FFC: Profitability to climb up by 42% YoY in 1QCY24

We expect Fauji Fertilizer Company Limited to announce earnings of PKR 10,960mn (EPS: PKR 8.62) in 1QCY24 compared to PKR 7,730mn (EPS: PKR 6.08) in 1QCY23, up by 42% YoY. The growth in profitability is attributable to i) a 3% YoY increase in urea offtake and ii) a jump in urea and DAP prices in 1QCY24. Gross margins are expected at 38.6% in 1QCY24 (down by 147bps) owed to higher gas prices. We do highlight that the OGRA has not yet notified the hike in feed and fuel gas prices FFC (which is on MARI’s network), while OGRA has notified fertilizer manufacturers, which are on the SNGP and SSGC networks, of the revision in said prices. Furthermore, the other income is anticipated to climb by 2x YoY in 1QCY24, arriving at PKR 7,430mn, given the increase in income from short-term investments and dividend income from subsidiaries and associate company (AKBL). Financial charges are projected to ascend by 40% YoY due to higher interest rates.

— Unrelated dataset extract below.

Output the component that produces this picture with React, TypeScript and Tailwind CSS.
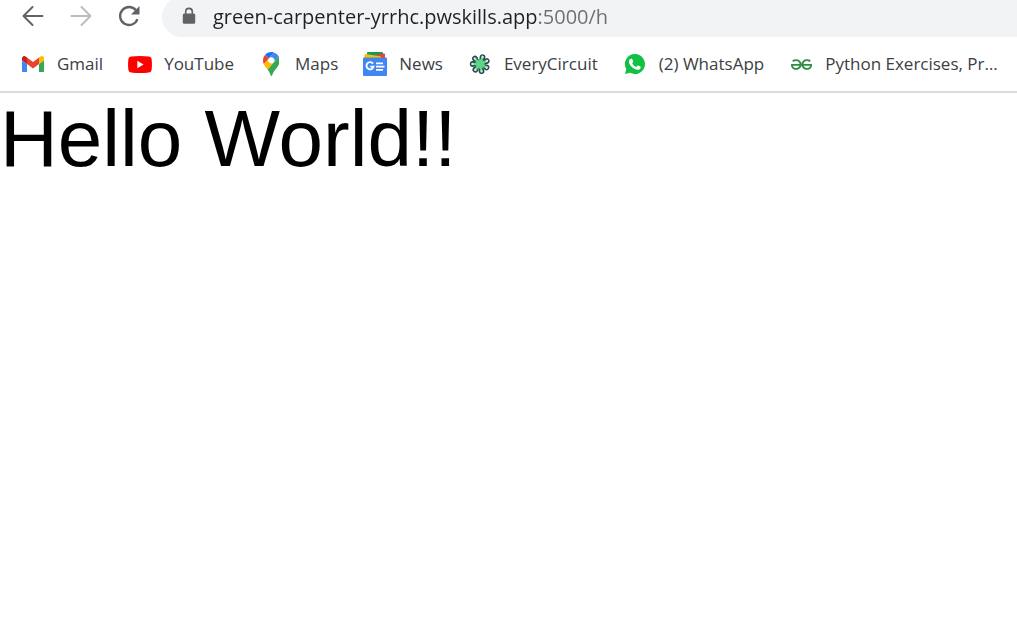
import { useState, type ReactNode } from "react";
import { SiGeeksforgeeks } from "react-icons/si";

function BackIcon() {
  return (
    <svg viewBox="0 0 24 24" className="size-6" fill="none" stroke="currentColor" strokeWidth="2" strokeLinecap="round" strokeLinejoin="round" aria-hidden="true">
      <path d="M21.500 12H2.500M11.500 3l-9 9L11.500 21" />
    </svg>
  );
}

function ForwardIcon() {
  return (
    <svg viewBox="0 0 24 24" className="size-6" fill="none" stroke="currentColor" strokeWidth="2" strokeLinecap="round" strokeLinejoin="round" aria-hidden="true">
      <path d="M2.500 12h19M12.500 3l9 9-9 9" />
    </svg>
  );
}

function ReloadIcon() {
  return (
    <svg viewBox="0 0 24 24" className="size-6" aria-hidden="true">
      <path d="M19 6.200A9 9 0 1 0 20.500 15.200" fill="none" stroke="currentColor" strokeWidth="2.300" />
      <path d="M22.500 2v8.500H14z" fill="currentColor" />
    </svg>
  );
}

function LockIcon() {
  return (
    <svg viewBox="0 0 18 18" className="size-[18px] shrink-0 text-[#5f6368]" aria-hidden="true">
      <path d="M5.700 8V4.700a3.300 3.300 0 0 1 6.600 0V8" fill="none" stroke="currentColor" strokeWidth="1.600" />
      <rect x="2.800" y="6.500" width="12.400" height="10.300" rx="1.500" fill="currentColor" />
    </svg>
  );
}

function GmailIcon() {
  return (
    <svg viewBox="52 42 88 66" className="w-[22px]" aria-hidden="true">
      <path fill="#4285f4" d="M58 108h14V74L52 59v43c0 3.320 2.690 6 6 6" />
      <path fill="#34a853" d="M120 108h14c3.320 0 6-2.690 6-6V59l-20 15" />
      <path fill="#fbbc04" d="M120 48v26l20-15v-8c0-7.420-8.470-11.650-14.400-7.200" />
      <path fill="#ea4335" d="M72 74V48l24 18 24-18v26L96 92" />
      <path fill="#c5221f" d="M52 51v8l20 15V48l-5.600-4.200c-5.940-4.450-14.400-.220-14.400 7.200" />
    </svg>
  );
}

function YouTubeIcon() {
  return (
    <svg viewBox="0 0 24 17" className="w-6" aria-hidden="true">
      <path fill="#f00" d="M3 .500Q12-.500 21 .500Q23.300.700 23.600 3Q24.300 8.500 23.600 14Q23.300 16.300 21 16.500Q12 17.500 3 16.500Q.700 16.300.400 14Q-.300 8.500.400 3Q.700.700 3 .500z" />
      <path fill="#fff" d="M9.300 4.800v7.400l6.300-3.700z" />
    </svg>
  );
}

function MapsIcon() {
  return (
    <svg viewBox="0 0 92.300 132.300" className="h-6" aria-hidden="true">
      <path fill="#1a73e8" d="M60.200 2.200C55.800.8 51 0 46.100 0 32 0 19.300 6.400 10.800 16.500l21.800 18.300L60.200 2.200z" />
      <path fill="#ea4335" d="M10.800 16.500C4.100 24.500 0 34.900 0 46.100c0 8.700 1.700 15.700 4.600 22l28-33.300-21.800-18.300z" />
      <path fill="#4285f4" d="M46.200 28.500c9.800 0 17.700 7.900 17.700 17.700 0 4.300-1.600 8.300-4.200 11.400 0 0 13.900-16.600 27.500-32.700-5.600-10.800-15.300-19-27-22.700L32.600 34.800c3.300-3.800 8.100-6.300 13.600-6.300" />
      <path fill="#fbbc04" d="M46.200 63.800c-9.800 0-17.700-7.900-17.700-17.700 0-4.300 1.500-8.300 4.100-11.300l-28 33.300c4.800 10.600 12.800 19.200 21 29.900l34.100-40.500c-3.300 3.900-8.100 6.300-13.500 6.300" />
      <path fill="#34a853" d="M59.100 109.200c15.400-24.100 33.300-35 33.300-63 0-7.700-1.900-14.900-5.200-21.300L25.600 98c2.600 3.400 5.300 7.300 7.900 11.300 9.400 14.500 6.800 23.100 12.800 23.100s3.400-8.700 12.800-23.200" />
    </svg>
  );
}

function NewsIcon() {
  return (
    <svg viewBox="0 0 24 24" className="size-6" aria-hidden="true">
      <path fill="#0c9d58" d="M4 1q0-1 1-1h14q1 0 1 1v8H4z" />
      <path fill="#ea4335" d="M12 3l9-1.500q1-.100 1 1V9H12z" />
      <path fill="#fbbc04" d="M1.500 3.200Q1.700 2 3 2.100L18 4.500v5H1z" />
      <path fill="#4285f4" d="M0 6.500Q0 5.500 1 5.500h22q1 0 1 1V23q0 1-1 1H1q-1 0-1-1z" />
      <path fill="none" stroke="#fff" strokeWidth="1.900" d="M10 11.600A3.600 3.600 0 1 0 10.600 14.600H7.300" />
      <path stroke="#fff" strokeWidth="1.700" d="M13 11.300h7M13 14.600h8.500M13 17.900h7" />
    </svg>
  );
}

const spokes = [20, 66, 118, 168, 219, 270, 317];

function EveryCircuitIcon() {
  return (
    <svg viewBox="-12 -12 24 24" className="size-6" aria-hidden="true">
      {spokes.map((angle) => (
        <g key={angle} transform={`rotate(${angle})`}>
          <path d="M0 0V-7" stroke="#2b4552" strokeWidth="4.400" />
          <circle cy="-7.300" r="2.900" fill="#2b4552" />
        </g>
      ))}
      <circle r="4.800" fill="#4cc67a" />
      {spokes.map((angle) => (
        <g key={angle} transform={`rotate(${angle})`}>
          <path d="M0 0V-7" stroke="#5fd685" strokeWidth="2.200" />
          <circle cy="-7.500" r="1.300" fill="#c9f2d5" />
        </g>
      ))}
    </svg>
  );
}

function WhatsAppIcon() {
  return (
    <svg viewBox="0 0 24 24" className="size-6" aria-hidden="true">
      <path fill="#0fc243" d="M12 2a10 10 0 1 1-4.800 18.800L2 22l1.300-5A10 10 0 0 1 12 2z" />
      <path fill="#fff" d="M8.300 6.700c.5 0 .8 0 1 .5l.9 2.100c.1.400 0 .7-.200 1l-.8 1c.9 1.700 2.200 2.900 4 3.700l1.100-1.300c.3-.3.600-.4.900-.2l2.100 1c.4.200.5.400.4.900-.2 1.500-1.500 2.300-2.900 2.300-2.300-.1-4.400-1.300-6.200-3-1.600-1.600-2.700-3.500-2.700-5.200 0-1.500.8-2.800 2.400-2.800z" />
    </svg>
  );
}

type Bookmark = { label: string; href: string; icon: ReactNode };

const bookmarks: Bookmark[] = [
  { label: "Gmail", href: "#gmail", icon: <GmailIcon /> },
  { label: "YouTube", href: "#youtube", icon: <YouTubeIcon /> },
  { label: "Maps", href: "#maps", icon: <MapsIcon /> },
  { label: "News", href: "#news", icon: <NewsIcon /> },
  { label: "EveryCircuit", href: "#everycircuit", icon: <EveryCircuitIcon /> },
  { label: "(2) WhatsApp", href: "#whatsapp", icon: <WhatsAppIcon /> },
  {
    label: "Python Exercises, Pr…",
    href: "#python",
    icon: <SiGeeksforgeeks className="size-[21px] text-[#2f8d46]" aria-hidden="true" />,
  },
];

export default function App() {
  const [address, setAddress] = useState("green-carpenter-yrrhc.pwskills.app:5000/h");

  return (
    <div className="min-h-screen bg-white font-['Open_Sans',sans-serif]">
      <header className="border-b-2 border-[#dadbdc]">
        <div className="flex h-[37px] items-end overflow-hidden pl-[21px]">
          <nav aria-label="History" className="mr-[21px] flex h-10 shrink-0 items-center gap-6 pb-0.5 text-[#5f6368]">
            <button type="button" aria-label="Back"><BackIcon /></button>
            <button type="button" aria-label="Forward" disabled className="text-[#babcbe]"><ForwardIcon /></button>
            <button type="button" aria-label="Reload"><ReloadIcon /></button>
          </nav>
          <div className="flex h-10 min-w-0 flex-1 items-center gap-[15px] rounded-l-full bg-[#f1f3f4] pb-0.5 pl-[18px]">
            <LockIcon />
            <input
              type="text"
              aria-label="Address"
              spellCheck={false}
              value={address}
              onChange={(event) => setAddress(event.target.value)}
              className="h-8 min-w-0 flex-1 bg-[linear-gradient(to_right,#202124_324px,#6b6f73_324px)] bg-clip-text text-xl text-[#202124] outline-none [-webkit-text-fill-color:transparent]"
            />
          </div>
        </div>
        <nav aria-label="Bookmarks" className="flex h-[54px] items-center gap-[25px] overflow-hidden pl-[21px]">
          {bookmarks.map((bookmark) => (
            <a key={bookmark.label} href={bookmark.href} className="flex shrink-0 items-center gap-3 text-[17px] leading-6 text-[#3c4043]">
              <span className="flex size-6 items-center justify-center">{bookmark.icon}</span>
              <span>{bookmark.label}</span>
            </a>
          ))}
        </nav>
      </header>
      <main>
        <p className="font-['Liberation_Sans',Arial,sans-serif] text-[80px] leading-[92px] text-black">Hello World!!</p>
      </main>
    </div>
  );
}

On a QoQ basis, the profitability is expected to climb up by 47%, owed to i) a jump in urea prices by 16% QoQ, while DAP prices went down by 4% QoQ, and ii) an increase in urea and DAP sales by 10% and 8% QoQ, respectively.

We expect the company to announce an interim cash dividend of PKR 6.00/share in 1QCY24 (1QCY23: PKR 4.26/share).